Even The Bible (I could scarcely believe that part myself, believe me)! You keep wanting to downplay it to near non-existence. I doubt it was ever so. You have as much "evidence" as I do. You have singular, anecdotal incidents of slaves taking their own slaves after they were out of it themselves, and I have the fast that some people freed their slaves, and that people helped others get out of slavery. That shows an understanding that the condition of being a slave is undesirable. And you want to assume that no one could even see that it might be undesirable to their fellow man trapped in the same condition. Preposterous.
It's not about sympathising with the oppressor, but making people understand how systems of oppression operate and how we could all potentially be oppressors if our circumstances were different.
And what does this get us, honestly? Informing people that they could very well be the oppressor? What does that do? Does it further get them to sympathize with the victims of oppression? If not, then that is really all I care about in this discussion. So I still view it to be, at worst, opening up the ideas to people who may actually think they aren't such bad ones. At neutral - a waste of time. And at best, a way to have people experience something, and afterward say: "Do you see how it might feel to be an oppressor? You might become one, just as easily as anyone else, so keep in mind how it made you feel - well, I mean, assuming that it made you feel guilty or bad - and then watch out if you find yourself slipping into that mode. Try to remember back to the bad feelings you had when you did this exercise - I mean, assuming you had bad feelings that is. There now! Don't we all understand oppressors and why they do these things so much better?!" And if THAT caricature of a potential conversation after one of these types of exercises isn't what you'd envision, then I would absolutely love to hear your take on what a "serious" and well-intentioned discussion might actually look like following something like that. In fact, I am so intrigued to see what you might come up with.
Role play is not necessarily about acting out and imitating, but looking at how and why certain things may happen from the perspectives of those involved.
I think trying to understand how normal people can do evil things is a very valuable lesson.
I'm not seeing why it is necessary to role play to do so. You examine their motivations, you try and talk to them if you can, you get their input, and once you piece it all together, you have the picture. You doing it yourself will only get you what your reactions to the situations would be. Which works just fine if those reactions are pretty much guaranteed to be negative and to understand that you are worse off.
I can't agree that the best way to learn about totalitarianism is by steadfastly refusing to look at it from the perspective of Nazis, Soviets and their enablers and only thinking purely from the perspective of the victims. The victims didn't choose to be victims after all.

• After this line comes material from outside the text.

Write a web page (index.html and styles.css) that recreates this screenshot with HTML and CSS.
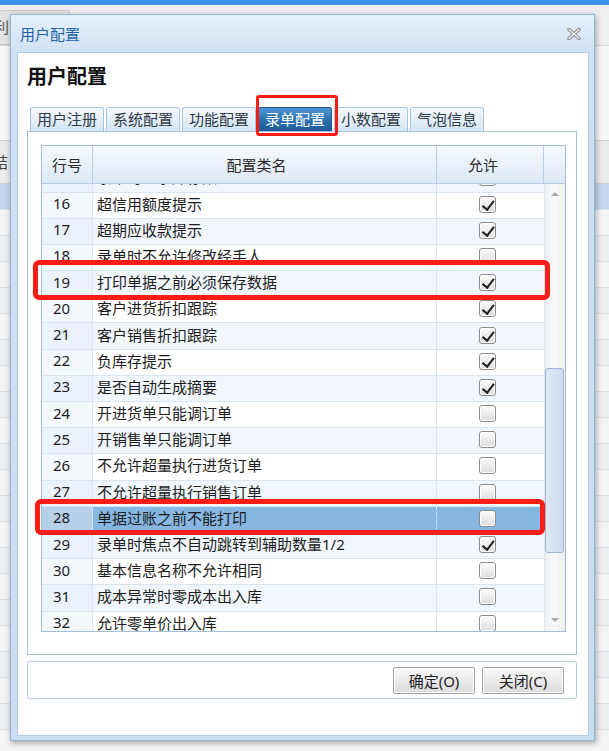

Yes, go after why these people chose to do what they did - but does that mean you necessarily try to be one yourself for a bit? Again - I feel the rape analogy works here. Do I necessarily need to put myself in the rapists shoes to understand why he's doing what he is doing? I have urges myself, and left without a conscience worth its salt to defend against acting on those urges what happens? Oh gee... I have no earthly idea... maybe I should pretend to be a rapist and see if I can gain some understanding. Why not get ahold of some Nazis and question them? Oh wait... that
WAS done! but why? Couldn't we just have pretended to be some Nazis instead? How about those people that are even today trying to emulate the Nazis? Maybe they're just role-playing to get a better sense of what it is like to be the oppressor? I mean - why are we so worried about it? Maybe it's just a school assignment after all. Point being that I still don't think it is necessary, nor 100% safe to have people put themselves into these roles in order to come to some further understanding about it. Some of the people who have investigated it enough to come to understanding have decided to side with the Nazis. Fact.
How do you best answer the question "How did many good, selfless, empathetic people end up committing such atrocities in the name of Communism" without ever thinking from their perspective?
Ask them. Seriously. You ask "How do you best..." as if the answer was just SO OBVIOUS. And it is... you ask them. Your method is less desirable, for the reasons I have been stating.
No doubt you could role play that scenario in a beneficial manner in the right circumstances and given a sufficiently experienced educator.
Yeah... and that scenario isn't children's school. And the "sufficiently experienced educator" isn't a kid's school teacher.
Not in the sense of acting out a psychopath violently raping someone, but for looking at something like consent.
"Pretend you're asking this girl for consent, and pretend she says 'No.' Now pretend that this makes you angry, and that you decide that 'No' just isn't a good enough answer. What do you do next?" Should it go something like that? Do you see how ridiculous that might be? How do you get into the shoes of the rapist without contemplating that the "No." from the prospective sexual partner then leads to rape? Does someone need to put themselves into that sort of mind-frame (and indeed,
CAN someone even do so who would readily accept the answer of "No?") in order to understand that a person might do these things, and have some motivation for it? And can we really rely on ourselves to produce that motivation in ourselves in order to better understand it, if we aren't the type to get angry at such a situation? And if we are the type to get angry in that situation, then what? Does this type of exercise teach the person what we, as a society, would ultimately want them to be taught - even more so than to understand the impetus of the rapist - and that is, to back down when the "No." is what is proffered?
For example, something like asking boys to imagine a scenario where they (as in them personally not 'in character') have been justly convicted of rape, and think of the most likely situations that could have led to this. What bad decisions did they make? How could they have avoided putting themselves in a position where such decisions were even possible?
This makes some sense, but this is putting yourself into the shoes of the
convicted rapist. That's not exactly apples to apples here. We're not talking about negative consequences being laid down, and you have to realize what you did wrong, or why it was wrong, and how you could avoid it. We're talking about asking someone how they are going to punish a slave who just told their "rightful" master that they don't own them.
Make them consider things like intoxication, peer-pressure, intimidation etc. so they don't simply think about rape as an act committed by psychos, but may be drunken sex at a party which they viewed as consensual or something people may feel forced to commit by other boys who they are scared of.
Again not apples to apples. You should understand why - I shouldn't need to explain it.